With European made dance poles, the appeal is often the use of known, controlled materials rather than the cheapest available supply option. Finnish steel, for example, carries a reputation for strength and dependable quality, which supports both performance and durability. That is especially relevant for users practicing in static and spinning modes, where precise engineering affects how the pole feels in motion.

Finish matters too, but it depends on the user. Some dancers prefer a chrome-like feel, some need more grip support, and some train in environments where humidity changes how a finish performs. A quality pole should not force that compromise because of weak base construction. The best approach is to start with a well-made structure, then choose the finish that suits your training style.

Safety is built before the first installation

People often think of safety as something handled during setup. In reality, safety begins long before the box is opened.

A well-made dance pole depends on precise manufacturing, reliable joints, and tested components that work together under load. If the threading is rough, if the locking system is inconsistent, or if the base and dome are poorly machined, no amount of careful installation can fully compensate for it.

This is one of the strongest arguments for European made dance poles. Manufacturers working with controlled sourcing and disciplined production processes are better positioned to deliver repeatable fit and function across every unit. That gives buyers more confidence, especially when the pole is used for inversions, dynamic transitions, and repeated spin work.

There is also the issue of spare parts. Serious equipment should be serviceable. A replacement part should not feel impossible to find a year after purchase. For studio owners and long-term home users, access to extensions, hardware, and replacement components is part of safety because it keeps equipment in proper working condition instead of pushing users toward improvised fixes.

Why local sourcing changes the end product

Responsible sourcing is often discussed as an environmental talking point, but it affects quality control as well. When materials and components come from within Europe, manufacturers can maintain closer relationships with suppliers, inspect standards more directly, and reduce the risk of variation between production runs.

That shorter supply chain also supports better accountability. If a manufacturer is serious about durability, they need to know exactly what is going into the product. That is easier to manage when sourcing is regional and traceable rather than spread across the lowest-cost global options.

For buyers, this means the product story is more credible.
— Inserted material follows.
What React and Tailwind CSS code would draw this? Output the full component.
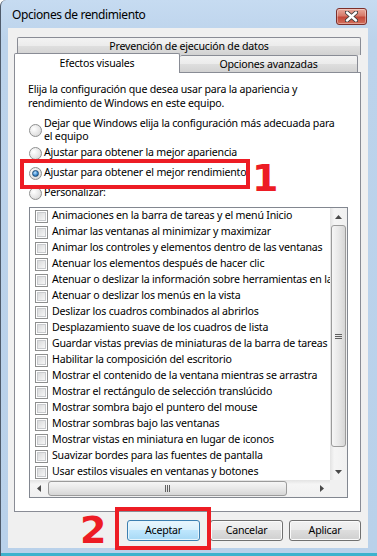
const items = [
  'Animaciones en la barra de tareas y el menú Inicio',
  'Animar las ventanas al minimizar y maximizar',
  'Animar los controles y elementos dentro de las ventanas',
  'Atenuar los elementos después de hacer clic',
  'Atenuar o deslizar la información sobre herramientas en la vista',
  'Atenuar o deslizar los menús en la vista',
  'Deslizar los cuadros combinados al abrirlos',
  'Desplazamiento suave de los cuadros de lista',
  'Guardar vistas previas de miniaturas de la barra de tareas',
  'Habilitar la composición del escritorio',
  'Mostrar el contenido de la ventana mientras se arrastra',
  'Mostrar el rectángulo de selección translúcido',
  'Mostrar sombra bajo el puntero del mouse',
  'Mostrar sombras bajo las ventanas',
  'Mostrar vistas en miniatura en lugar de iconos',
  'Suavizar bordes para las fuentes de pantalla',
  'Usar estilos visuales en ventanas y botones',
]

const Radio = ({ checked }) => (
  <span className="flex h-[13px] w-[13px] shrink-0 items-center justify-center rounded-full border border-[#8e8f8f] bg-[radial-gradient(circle_at_35%_35%,#ffffff,#e6e6e6_55%,#cdcdcd)]">
    {checked && (
      <span className="h-[7px] w-[7px] rounded-full border border-[#1d4d78] bg-[radial-gradient(circle_at_40%_35%,#c4e6ff,#3c8bd2_55%,#184a77)]" />
    )}
  </span>
)

const Checkbox = () => (
  <span className="flex h-[13px] w-[13px] shrink-0 items-center justify-center border border-[#8e8f8f] bg-white">
    <span className="h-[9px] w-[9px] border border-[#c9cbce] bg-[linear-gradient(135deg,#d9dadb,#f7f7f7)]" />
  </span>
)

const Arrow = ({ dir }) => {
  const pts = {
    up: '0,4 3.5,0 7,4',
    down: '0,0 3.5,4 7,0',
    left: '4,0 0,3.5 4,7',
    right: '0,0 4,3.5 0,7',
  }[dir]
  const vertical = dir === 'up' || dir === 'down'
  return (
    <svg width={vertical ? 7 : 4} height={vertical ? 4 : 7} viewBox={vertical ? '0 0 7 4' : '0 0 4 7'}>
      <polygon points={pts} fill="#4a4a4a" />
    </svg>
  )
}

export default function App() {
  return (
    <div className="relative flex h-[556px] w-[377px] flex-col overflow-hidden rounded-tl-[6px] border-l border-[#4f5b6b] bg-[linear-gradient(#c6dbf1,#bcd3eb_40px,#b9d1ea)] font-['Noto_Sans',sans-serif] text-[10.6px] tracking-[-0.2px] text-black">
      {/* title bar */}
      <div className="flex h-[28px] shrink-0 justify-between">
        <span className="pl-[11px] pt-[6px] text-[12px] leading-[18px] tracking-[-0.4px]">Opciones de rendimiento</span>
        <div className="mr-[10px] mt-[8px] flex h-[17px] w-[31px] items-center justify-center rounded-[3px] border border-[#7d2f2a] bg-[linear-gradient(#e9a99c,#d67a6a_45%,#c4483a_55%,#d2705c)] shadow-[inset_0_0_0_1px_rgba(255,255,255,0.35)]">
          <svg width="13" height="11" viewBox="0 0 13 11">
            <path d="M2 1.5 L11 9.5 M11 1.5 L2 9.5" stroke="#3a3a3a" strokeWidth="4.2" strokeLinecap="round" />
            <path d="M2 1.5 L11 9.5 M11 1.5 L2 9.5" stroke="#ffffff" strokeWidth="2.4" strokeLinecap="round" />
          </svg>
        </div>
      </div>

      {/* client */}
      <div className="ml-[7px] flex h-[520px] w-[360px] shrink-0 flex-col bg-[#f0f0f0] pl-[6px] pt-[9px]">
        {/* tabs */}
        <div className="flex h-[35px] shrink-0 flex-col">
          <div className="ml-[3px] flex h-[18px] w-[344px] shrink-0 items-center justify-center rounded-t-[2px] border border-b-0 border-[#898c95] bg-[linear-gradient(#f3f3f3,#ebebeb_50%,#dedede_50%,#d2d2d2)]">
            Prevención de ejecución de datos
          </div>
          <div className="-mt-[2px] flex h-[19px] items-start">
            <div className="relative z-10 flex h-[20px] w-[166px] items-center justify-center rounded-t-[2px] border border-b-0 border-[#898c95] bg-white">
              Efectos visuales
            </div>
            <div className="mt-[2px] flex h-[17px] w-[178px] items-center justify-center rounded-t-[2px] border border-b-0 border-l-0 border-[#898c95] bg-[linear-gradient(#f3f3f3,#ebebeb_50%,#dedede_50%,#d2d2d2)] pt-[2px]">
              Opciones avanzadas
            </div>
          </div>
        </div>

        {/* panel */}
        <div className="flex h-[440px] w-[347px] shrink-0 flex-col border border-[#898c95] bg-white pl-[13px] pt-[9px]">
          <p className="whitespace-nowrap leading-[14px]">
            Elija la configuración que desea usar para la apariencia y
            <br />
            rendimiento de Windows en este equipo.
          </p>

          <div className="ml-px mt-[7px] flex flex-col">
            <div className="flex h-[26px] items-center gap-[2px]">
              <Radio />
              <span className="whitespace-nowrap leading-[13px]">
                Dejar que Windows elija la configuración más adecuada para
                <br />
                el equipo
              </span>
            </div>
            <div className="flex h-[20px] items-center gap-[2px]">
              <Radio />
              <span>Ajustar para obtener la mejor apariencia</span>
            </div>
            <div className="flex h-[20px] items-center gap-[2px]">
              <Radio checked />
              <span>Ajustar para obtener el mejor rendimiento</span>
            </div>
            <div className="flex h-[20px] items-center gap-[2px]">
              <Radio />
              <span>Personalizar:</span>
            </div>
          </div>

          {/* list */}
          <div className="ml-px mt-[4px] flex h-[291px] w-[319px] flex-col border border-[#828790] bg-white">
            <div className="flex h-[272px]">
              <div className="w-[300px] overflow-hidden">
                {items.map((t) => (
                  <div key={t} className="flex h-[16px] items-center gap-[4px] whitespace-nowrap pl-[5px]">
                    <Checkbox />
                    <span>{t}</span>
                  </div>
                ))}
              </div>
              <div className="flex w-[17px] flex-col bg-[linear-gradient(90deg,#e3e3e3,#f5f5f5_25%,#f0f0f0)]">
                <div className="flex h-[17px] items-center justify-center">
                  <Arrow dir="up" />
                </div>
                <div className="mx-px flex h-[222px] items-center justify-center rounded-[3px] border border-[#9b9b9b] bg-[linear-gradient(90deg,#f6f6f6,#e8e8e8_50%,#d6d6d6)]">
                  <svg width="7" height="5" viewBox="0 0 7 5">
                    <path d="M0 0.5H7M0 2.5H7M0 4.5H7" stroke="#606060" strokeWidth="1" />
                  </svg>
                </div>
                <div className="flex-1" />
                <div className="flex h-[17px] items-center justify-center">
                  <Arrow dir="down" />
                </div>
              </div>
            </div>
            <div className="flex h-[17px]">
              <div className="flex w-[300px] items-center bg-[linear-gradient(#e3e3e3,#f5f5f5_25%,#f0f0f0)]">
                <div className="flex h-[17px] w-[17px] items-center justify-center">
                  <Arrow dir="left" />
                </div>
                <div className="ml-px flex h-[15px] w-[239px] items-center justify-center rounded-[3px] border border-[#9b9b9b] bg-[linear-gradient(#f6f6f6,#e8e8e8_50%,#d6d6d6)]">
                  <svg width="5" height="7" viewBox="0 0 5 7">
                    <path d="M0.5 0V7M2.5 0V7M4.5 0V7" stroke="#606060" strokeWidth="1" />
                  </svg>
                </div>
                <div className="flex-1" />
                <div className="flex h-[17px] w-[17px] items-center justify-center">
                  <Arrow dir="right" />
                </div>
              </div>
              <div className="w-[17px] bg-[#f0f0f0]" />
            </div>
          </div>
        </div>

        {/* buttons */}
        <div className="mt-[8px] flex items-start pl-[113px]">
          <button className="h-[21px] w-[73px] rounded-[3px] border border-[#3c7fb1] bg-[linear-gradient(#eaf6fd,#d9f0fc_45%,#bee6fd_50%,#a7d9f5)] shadow-[inset_0_0_0_1px_#e6f5fd]">
            Aceptar
          </button>
          <button className="ml-[10px] h-[21px] w-[73px] rounded-[3px] border border-[#707070] bg-[linear-gradient(#f2f2f2,#ebebeb_45%,#dddddd_50%,#cfcfcf)] shadow-[inset_0_0_0_1px_#fbfbfb]">
            Cancelar
          </button>
          <button className="ml-[6px] h-[21px] w-[72px] rounded-[3px] border border-[#707070] bg-[linear-gradient(#f2f2f2,#ebebeb_45%,#dddddd_50%,#cfcfcf)] shadow-[inset_0_0_0_1px_#fbfbfb]">
            Aplicar
          </button>
        </div>
      </div>

      <div className="mt-[5px] h-[3px] shrink-0 bg-[#3db2cd]" />

      {/* annotations */}
      <div className="absolute left-[19px] top-[159px] h-[30px] w-[230px] border-[4px] border-[#ed1c24]" />
      <span className="absolute left-[251px] top-[159px] font-['DejaVu_Sans',sans-serif] text-[38px] font-bold leading-none tracking-normal text-[#ed1c24]">1</span>
      <div className="absolute left-[114px] top-[507px] h-[43px] w-[96px] border-[4px] border-[#ed1c24]" />
      <span className="absolute left-[79px] top-[511px] font-['DejaVu_Sans',sans-serif] text-[38px] font-bold leading-none tracking-normal text-[#ed1c24]">2</span>
    </div>
  )
}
Claims about craftsmanship and performance carry more weight when production is tightly controlled and materials are not treated as interchangeable commodities. In a category where safety and repeat use matter, that level of control is worth paying attention to.

Home users and studios do not need the same thing

The phrase European made dance poles covers a wide range of use cases, and the right choice depends on where and how the pole will be used.

For home training, many buyers want a pressure-mounted or removable option that feels secure without turning installation into a construction project. In that case, the engineering of the adjustment system, dome, and base matters as much as the pole tube itself. A well-built home pole should be practical to install, straightforward to maintain, and reliable enough for regular progression.

Studios usually have different priorities. They need equipment that can handle frequent users, varied body types, and higher weekly training volume. Durability becomes even more important, but so does serviceability. The ability to order replacement parts, extensions, and compatible accessories is a real advantage over buying equipment that may be cheaper upfront but harder to support later.

Performers and event professionals sit somewhere in between. They may need portability, stage compatibility, or hardware that can adapt to changing venues. Here again, manufacturing quality matters because portable systems place demands on every connection point.

The sustainability question is not just about packaging

Buyers who look for European made dance poles are often thinking about more than performance. They want equipment that aligns with responsible production.

That does not mean every European product is automatically sustainable. It means there is a stronger case when manufacturing, sourcing, and finishing are handled with discipline. Localized production reduces transport distances. Better materials reduce waste because the product lasts longer. Spare parts extend service life instead of sending the entire pole to storage or scrap when one component wears out.

This is where premium manufacturing earns its place. A cheaper pole that needs replacement sooner is not truly economical, and it is rarely the better environmental choice either. Long-term use, repairability, and durable materials make a meaningful difference.

For a brand like Fitpolestore, manufacturing in Finland and sourcing within Europe is not only a positioning claim. It reflects a practical approach to product integrity, carbon footprint, and controlled quality. For customers who value professional-grade equipment, that combination is hard to ignore.

What to look for before you buy

If you are comparing European made dance poles, focus less on broad promises and more on evidence. Ask where the product is manufactured, what materials are used, and whether spare parts are available. Look at whether the brand treats the pole as training equipment or as a fast-moving lifestyle product.

It is also worth checking whether the system supports your actual use. Static and spinning functionality, ceiling height compatibility, extension availability, and setup requirements all matter. The best pole is not simply the most expensive one. It is the one built to a high standard that also fits your training environment.

Price still matters, of course. European manufacturing often costs more, and that can be a real consideration for first-time buyers. But cost should be measured against service life, user confidence, and maintenance over time. A lower entry price can become expensive if the product wears out early or cannot be properly supported.

The right pole should feel like a dependable part of your training, not a compromise you work around. If you care about strength, safety, responsible sourcing, and long-term value, European made dance poles are worth choosing with intention - because the equipment under your hands should be as serious as the work you put into it.